As I said earlier, I am open to any suggestions from anyone who has made a system with similar functionality. I have never dealt with geospatial data and am recently aware of SQL Server's geography type; however, from my understanding, it seems that I would have to call StDistance on every lat/lon record in order to figure out which items are near. Not to mention I will have to move my .txt file to the dB.

Adrian
  • 3,332
  • 5
  • 34
  • 52
  • 1
    Check out table-valued parameters for SQL: http://stackoverflow.com/questions/5595353/how-to-pass-table-value-parameters-to-stored-procedure-from-net-code. You can simply join to a table of zip codes instead of adding where clauses. – Keith Payne Jan 17 '14 at 23:09
  • How often does the the Item table change? Is it fairly static? How many rows in it? – simon at rcl Jan 22 '14 at 18:10
  • @simonatrcl the item's table changes alot.

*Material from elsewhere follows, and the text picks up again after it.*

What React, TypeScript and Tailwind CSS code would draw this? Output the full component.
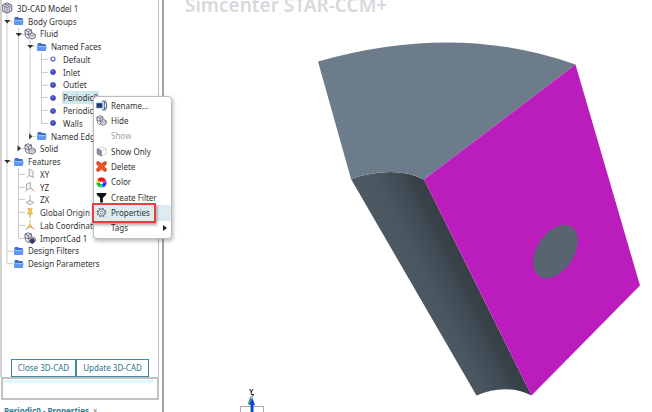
import type { ReactNode } from 'react'

type IconName = 'cube' | 'cubes' | 'folder' | 'dot' | 'ring' | 'xy' | 'yz' | 'zx' | 'pin' | 'axes' | 'import'

type Row = { guides: string; icon: IconName; label: string; selected?: boolean }

// guides: one character per indent column
//   | line, + tee, L elbow, v open branch, x closed branch (last)
const rows: Row[] = [
  { guides: '', icon: 'cube', label: '3D-CAD Model 1' },
  { guides: 'v', icon: 'folder', label: 'Body Groups' },
  { guides: '|v', icon: 'cubes', label: 'Fluid' },
  { guides: '||v', icon: 'folder', label: 'Named Faces' },
  { guides: '|||+', icon: 'ring', label: 'Default' },
  { guides: '|||+', icon: 'dot', label: 'Inlet' },
  { guides: '|||+', icon: 'dot', label: 'Outlet' },
  { guides: '|||+', icon: 'dot', label: 'Periodic0', selected: true },
  { guides: '|||+', icon: 'dot', label: 'Periodic1' },
  { guides: '|||L', icon: 'dot', label: 'Walls' },
  { guides: '||x', icon: 'folder', label: 'Named Edges' },
  { guides: '|x', icon: 'cubes', label: 'Solid' },
  { guides: 'v', icon: 'folder', label: 'Features' },
  { guides: '|+', icon: 'xy', label: 'XY' },
  { guides: '|+', icon: 'yz', label: 'YZ' },
  { guides: '|+', icon: 'zx', label: 'ZX' },
  { guides: '|+', icon: 'pin', label: 'Global Origin' },
  { guides: '|+', icon: 'axes', label: 'Lab Coordinate' },
  { guides: '|L', icon: 'import', label: 'ImportCad 1' },
  { guides: '+', icon: 'folder', label: 'Design Filters' },
  { guides: 'L', icon: 'folder', label: 'Design Parameters' },
]

function Guide({ kind, wide }: { kind: string; wide: boolean }) {
  const ends = kind === 'L' || kind === 'x'
  return (
    <svg viewBox="0 0 12 13" preserveAspectRatio="none" className={wide ? 'h-full w-3 shrink-0' : 'h-full w-[11px] shrink-0'}>
      <path d={ends ? 'M5.5 0V6.5' : 'M5.5 0V13'} stroke="#c9c9c9" />
      {kind !== '|' && <path d="M5.5 6.5H12" stroke="#c9c9c9" />}
      {kind === 'v' && <path d="M2.5 5H9L5.7 8.6Z" fill="#333" />}
      {kind === 'x' && <path d="M4.5 3.2V9.8L8 6.5Z" fill="#333" />}
    </svg>
  )
}

function Cube() {
  return (
    <>
      <path d="M6 .8 10.8 3.2V8.8L6 11.3 1.2 8.8V3.2Z" fill="#dcdce6" stroke="#66667c" strokeWidth="1" />
      <path d="M1.2 3.2 6 5.8 10.8 3.2M6 5.8V11.3M3.5 2 8.3 4.5V10M8.5 2 3.7 4.5V10" fill="none" stroke="#77778c" strokeWidth=".8" />
    </>
  )
}

function Cubes() {
  return (
    <>
      <path d="M4 .8 7.5 2V5L4.5 7 1 5.5V2.2Z" fill="#e8e8ee" stroke="#66667a" strokeWidth=".9" />
      <path d="M1 2.2 4.4 3.7 7.5 2M4.4 3.7V7M1 5.5 2 9 5 11" fill="none" stroke="#66667a" strokeWidth=".9" />
      <path d="M5 6.2 8.3 4.7 11.3 6.5V9.3L8 11.3 5 9.8Z" fill="#d6d6de" stroke="#66667a" strokeWidth=".9" />
      <path d="M5 6.2 8 7.8 11.3 6.5" fill="none" stroke="#88889a" strokeWidth=".7" />
    </>
  )
}

const drawings: Record<IconName, ReactNode> = {
  cube: <Cube />,
  cubes: <Cubes />,
  folder: (
    <>
      <path d="M2.5 3Q2.5 2 3.5 2H6L7 3H10Q10.8 3 10.8 4V9.5H2.5Z" fill="#3a6fd0" />
      <path d="M2.8 5H11Q11.6 5 11.5 5.8L11 9.3Q10.8 10 10 10H3.2Q2.4 10 2.3 9.3L1.9 5.8Q1.8 5 2.8 5Z" fill="#5c97ef" />
      <path d="M3 5.6H10.5" stroke="#b5d2fb" strokeWidth=".8" />
    </>
  ),
  dot: (
    <>
      <circle cx="6" cy="6" r="2.5" fill="#4450d0" stroke="#2b35a8" strokeWidth=".7" />
      <circle cx="5.3" cy="5.2" r=".8" fill="#8d96f2" />
    </>
  ),
  ring: <circle cx="6" cy="6" r="2" fill="#fff" stroke="#4a58c8" strokeWidth="1.1" />,
  xy: (
    <>
      <path d="M5 1 9 3V9L5 7.5Z" fill="#f2f2f2" stroke="#9a9aa2" strokeWidth=".8" />
      <path d="M5 7.5 2 10" stroke="#e09a9a" strokeWidth=".9" />
      <path d="M5 7.5 10.5 10" stroke="#a3aee6" strokeWidth=".9" />
    </>
  ),
  yz: (
    <>
      <path d="M2.5 3 6.5 1.5V7L2.5 9Z" fill="#f2f2f2" stroke="#9a9aa2" strokeWidth=".8" />
      <path d="M6.5 7 10.5 10" stroke="#e07a7a" strokeWidth="1" />
      <path d="M2.5 9 1.5 10.5" stroke="#9a9aa2" strokeWidth=".8" />
    </>
  ),
  zx: (
    <>
      <path d="M6 6.5 10 8.5 6 10.8 2 8.5Z" fill="#f2f2f2" stroke="#9a9aa2" strokeWidth=".8" />
      <path d="M6 1V7" stroke="#8fc097" strokeWidth="1" />
    </>
  ),
  pin: (
    <>
      <path d="M3.8 1.3H8.2V2.3L7.5 2.8V5.5L9 7H3L4.5 5.5V2.8L3.8 2.3Z" fill="#f3c562" stroke="#d39b33" strokeWidth=".5" />
      <path d="M6 7V11" stroke="#b98f45" strokeWidth=".9" />
    </>
  ),
  axes: (
    <>
      <path d="M6 1V7.5" stroke="#b9c87c" strokeWidth="1" />
      <path d="M6 5 9 8.7H3Z" fill="#f0b53a" />
      <path d="M5 8 1.5 10.5" stroke="#8ea2e6" strokeWidth="1" />
      <path d="M7 8 10.5 10.3" stroke="#e8806f" strokeWidth="1" />
    </>
  ),
  import: (
    <>
      <Cubes />
      <path d="M6.5 6.5H10V8.5H12L8.300 12 4.700 8.500H6.500Z" fill="#2e3a58" />
    </>
  ),
}

function TreeRow({ row }: { row: Row }) {
  return (
    <li className="flex min-h-0 flex-1 items-center">
      {row.guides.split('').map((g, i) => (
        <Guide key={i} kind={g} wide={i % 2 === 1} />
      ))}
      <svg viewBox="0 0 12 12" className="-ml-px h-3 w-3 shrink-0">{drawings[row.icon]}</svg>
      <span className={row.selected ? 'ml-[3px] bg-[#cfe9ee] px-px leading-[13px]' : 'ml-[3px] px-px leading-[13px]'}>{row.label}</span>
    </li>
  )
}

const menu: { label: string; icon?: ReactNode; disabled?: boolean; active?: boolean; submenu?: boolean }[] = [
  {
    label: 'Rename...',
    icon: (
      <>
        <path d="M.5 3.3H7V8.7H.5Z" fill="#223a66" stroke="#7d92b8" strokeWidth=".8" />
        <path d="M6.5 1.2H9V10.8H6.5M9 3H11.4V9H9M9 1.2H10.8M9 10.8H10.8" fill="none" stroke="#33507f" strokeWidth="1" />
      </>
    ),
  },
  { label: 'Hide', icon: <Cubes /> },
  { label: 'Show', disabled: true },
  {
    label: 'Show Only',
    icon: (
      <>
        <path d="M6 1 10.8 3V8.8L6 11 1.5 8.8V3Z" fill="#fff" stroke="#bdbdc8" strokeWidth=".8" />
        <path d="M6 5V11M6 5 10.8 3" stroke="#c8c8d0" strokeWidth=".7" />
        <path d="M1.3 2.8 5.8 5V11L1.3 8.7Z" fill="#8d8da0" stroke="#6f6f84" strokeWidth=".6" />
      </>
    ),
  },
  {
    label: 'Delete',
    icon: <path d="M1 1H3.5L6 3.5 8.5 1H11V3.5L8.7 6 11 8.5V11H8.5L6 8.5 3.5 11H1V8.5L3.3 6 1 3.5Z" fill="#f6551d" stroke="#b81d10" strokeWidth=".9" />,
  },
  {
    // hue wheel: red on top, blue lower right, green lower left
    label: 'Color',
    icon: (
      <>
        <path d="M6 6 1.2 3.2A5.5 5.5 0 0 1 10.8 3.2Z" fill="#f51818" />
        <path d="M6 6 10.8 3.2A5.5 5.5 0 0 1 11.5 6Z" fill="#d020e0" />
        <path d="M6 6H11.500A5.500 5.500 0 0 1 7.500 11.300Z" fill="#1738f0" />
        <path d="M6 6 7.500 11.300A5.500 5.500 0 0 1 4.500 11.300Z" fill="#12c6e0" />
        <path d="M6 6 4.500 11.300A5.500 5.500 0 0 1 .5 6Z" fill="#0bbd35" />
        <path d="M6 6H.5A5.500 5.500 0 0 1 1.200 3.200Z" fill="#f2d500" />
        <path d="M6 4 8 7.5H4Z" fill="#fff" />
      </>
    ),
  },
  { label: 'Create Filter', icon: <path d="M.8 1H11.2V3L7.5 6.5V11.5H4.5V6.5L.8 3Z" fill="#111" /> },
  {
    label: 'Properties',
    active: true,
    icon: (
      <>
        <circle cx="6" cy="6" r="4.5" fill="none" stroke="#6d7884" strokeWidth="1.6" strokeDasharray="2 1.53" />
        <circle cx="6" cy="6" r="3.6" fill="#dfe8ec" stroke="#6d7884" strokeWidth=".9" />
        <circle cx="6" cy="6" r="1.5" fill="#fff" stroke="#6d7884" strokeWidth=".9" />
      </>
    ),
  },
  { label: 'Tags', submenu: true },
]

function ContextMenu() {
  return (
    <div role="menu" className="absolute top-24 left-[93px] flex h-[143px] w-[79px] flex-col rounded-sm border border-[#b9bdc0] bg-white pt-px pb-[2px] shadow-[1px_2px_4px_rgba(0,0,0,0.3)]">
      {menu.map((item) => (
        <button
          key={item.label}
          role="menuitem"
          disabled={item.disabled}
          className={
            item.active
              ? 'relative flex min-h-0 flex-1 items-center bg-[#dcecf0] text-left'
              : 'flex min-h-0 flex-1 items-center text-left disabled:text-[#a4a4a4]'
          }
        >
          <svg viewBox="0 0 12 12" className="ml-[2px] h-[11px] w-[11px] shrink-0">{item.icon}</svg>
          <span className="ml-1 flex-1 whitespace-nowrap">{item.label}</span>
          {item.submenu && (
            <svg viewBox="0 0 4 6" className="mr-1 h-[6px] w-1"><path d="M0 0 4 3 0 6Z" fill="#222" /></svg>
          )}
          {item.active && (
            <span className="absolute -inset-y-[2px] -left-[2px] w-[64px] border-2 border-[#e5403f] shadow-[1px_2px_3px_rgba(0,0,0,0.35)]" />
          )}
        </button>
      ))}
    </div>
  )
}

function Model() {
  return (
    <svg viewBox="164 0 488 412" preserveAspectRatio="xMinYMin meet" className="h-full w-full">
      <defs>
        <linearGradient id="bore" gradientUnits="userSpaceOnUse" x1="383" y1="262" x2="449" y2="229">
          <stop offset="0" stopColor="#4d5963" />
          <stop offset=".4" stopColor="#4a5660" />
          <stop offset=".65" stopColor="#424e57" />
          <stop offset=".88" stopColor="#384148" />
          <stop offset="1" stopColor="#374046" />
        </linearGradient>
      </defs>
      <path d="M351 179Q394 165 424 179.5L531.5 395.5Q506 383 476.5 395.5Z" fill="url(#bore)" />
      <path d="M318 61.5Q456 22 575.5 64.5L424 179.5Q394 165 351 179Z" fill="#6d7c8a" />
      <path d="M575.5 64.5 640 285.5 531.5 395.5 424 179.5Z" fill="#bb1dbd" />
      <ellipse cx="555.5" cy="251.5" rx="29.5" ry="18.5" transform="rotate(-57 555.5 251.5)" fill="#586571" />
      <g>
        <path d="M240.5 412V406.5H263.5V412" fill="none" stroke="#aaa" />
        <path d="M250.5 397 248.5 404H251V412" fill="#2c9c36" stroke="#2c9c36" />
        <path d="M252 397 255 405H253.5V412H251V405H249.5Z" fill="#1140e8" />
        <text x="249" y="394" className="fill-[#222] font-['Noto_Sans'] text-[7px] font-bold">Y</text>
        <path d="M251 394.5H254L251.5 397" fill="none" stroke="#333" />
      </g>
    </svg>
  )
}

function App() {
  return (
    <div className="relative flex h-screen overflow-hidden bg-white font-['Noto_Sans',sans-serif] text-[8px] leading-3 text-[#333]">
      <aside className="flex w-[164px] shrink-0 flex-col border-r-2 border-[#a3a3a3]">
        <div className="mr-[3px] flex flex-1 flex-col border-r border-l-2 border-r-[#bcbcbc] border-l-[#d2d2d2]">
          <ul className="mt-[2px] flex h-[268px] flex-col overflow-hidden whitespace-nowrap">
            {rows.map((row) => (
              <TreeRow key={row.label} row={row} />
            ))}
          </ul>
          <div className="mt-auto flex pl-[9px] text-[#2d7390]">
            <button className="h-[18px] w-[65px] border border-[#4189a3] whitespace-nowrap">Close 3D-CAD</button>
            <button className="h-[18px] w-[73px] border border-[#4189a3] whitespace-nowrap">Update 3D-CAD</button>
          </div>
        </div>
        <div className="mr-[3px] ml-px h-[23px] border-2 border-[#c2c2c2] px-px pt-px">
          <div className="mr-[3px] h-[3px] bg-[#def6fc]" />
        </div>
        <div className="flex h-3 gap-1 pt-[5px] pl-1 font-bold whitespace-nowrap text-[#2b7b93]">
          <span>Periodic0 - Properties</span>
          <span className="font-normal text-[#777]">×</span>
        </div>
      </aside>

      <main className="relative min-w-0 flex-1">
        <Model />
        <h1 className="absolute -top-[7px] left-[21px] text-[19px] leading-6 font-semibold whitespace-nowrap text-[#d6d9dd]">Simcenter STAR-CCM+</h1>
      </main>

      <ContextMenu />
    </div>
  )
}

export default App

It is basically a catalog of items for sale. I figured out a solution using table valued parameters that I will post a little bit later. – Adrian Jan 28 '14 at 17:44

1 Answers1

1

I had to deal with same problem in my company when trying to retrieve items based on the radius. The only difference for our data we already store Lat, Long in database for each item that we need. In some cases we are starting to use GeographyPoint data type to remove additional workload on the server during the return. Some of our tools are unable to create Geography data type so its use is limited.

This is sample of the stored procedure that we use to do this. Look at the comments.

CREATE PROCEDURE [dbo].GetItems_ByRadius
(
 @pLat DECIMAL(20, 13)      --= 35.151
,@pLon DECIMAL(20, 13)      --= -86.59
,@pRadius DECIMAL(7, 2)     --= 2
)
AS
BEGIN
    SET NOCOUNT ON;
    /*Declare Local Variables to avoid parameter sniffing*/
    DECLARE @Lat VARCHAR(20) = @pLat
       ,@Lon VARCHAR(20) = @pLon
       ,@Radius DECIMAL(7, 2) = @pRadius
       ,@Earth_Radius INT = 6371000

    /*Declare additional variables that are needed for calculations*/   
    DECLARE @Distance DECIMAL(10, 2) = @Radius * 1609.344
       ,@Point_geo GEOGRAPHY
       ,@Min_Lat DECIMAL(20, 13)
       ,@Max_Lat DECIMAL(20, 13)
       ,@Min_Long DECIMAL(20, 13)
       ,@Max_Long DECIMAL(20, 13)

    /*Convert original Lat Long parameters to GeographyPoint this will be used to check radius distance*/
    SET @Point_geo = GEOGRAPHY::STGeomFromText('POINT(' + @Lon + ' ' + @Lat + ')', 4326)

    /*Build Bounding Box*/           
    SET @Min_Lat = @Lat - DEGREES(@distance / @Earth_Radius)
    SET @Max_Lat = @Lat + DEGREES(@distance / @Earth_Radius)    
    SET @Min_Long = @Lon - DEGREES(@distance / @Earth_Radius / COS(RADIANS(@Lat)))
    SET @Max_Long = @Lon + DEGREES(@distance / @Earth_Radius / COS(RADIANS(@Lat)));

    WITH    MyBoxResults
              AS ( SELECT *
                       ,GEOGRAPHY::STPointFromText('POINT(' + CAST(Geog_Long AS VARCHAR(20)) + ' '
                                                   + CAST(Geog_Lat AS VARCHAR(20)) + ')', 4326) AS GeogLocation
                    FROM MyTable
                    WHERE ( Geog_Lat BETWEEN @Min_Lat AND @Max_Lat )
                        AND ( Geog_Long BETWEEN @Min_Long AND @Max_Long )) \
/*Using Long and Lat decimal columns we get results that are within the box that surrounds radius*/
        SELECT *
            FROM MyBoxResults
            WHERE @Point_geo.STDistance(GeogLocation) <= @Distance; 
/*This further limits results to only the radius instead of original box.*/

END

Within procedure we made several ways to speed up performance.
- Use of local variables prevent Parameter Sniffing Read here more about it
- Use CTE to limit results to a bounding box that can be done fast with indexes on Lat and Long columns. - Using Geography functions and in perticular the STDistance only when needed. If that function is used on whole data set instead of limited results, procedure takes much longer to return.

Let me know if you have any questions about the procedure.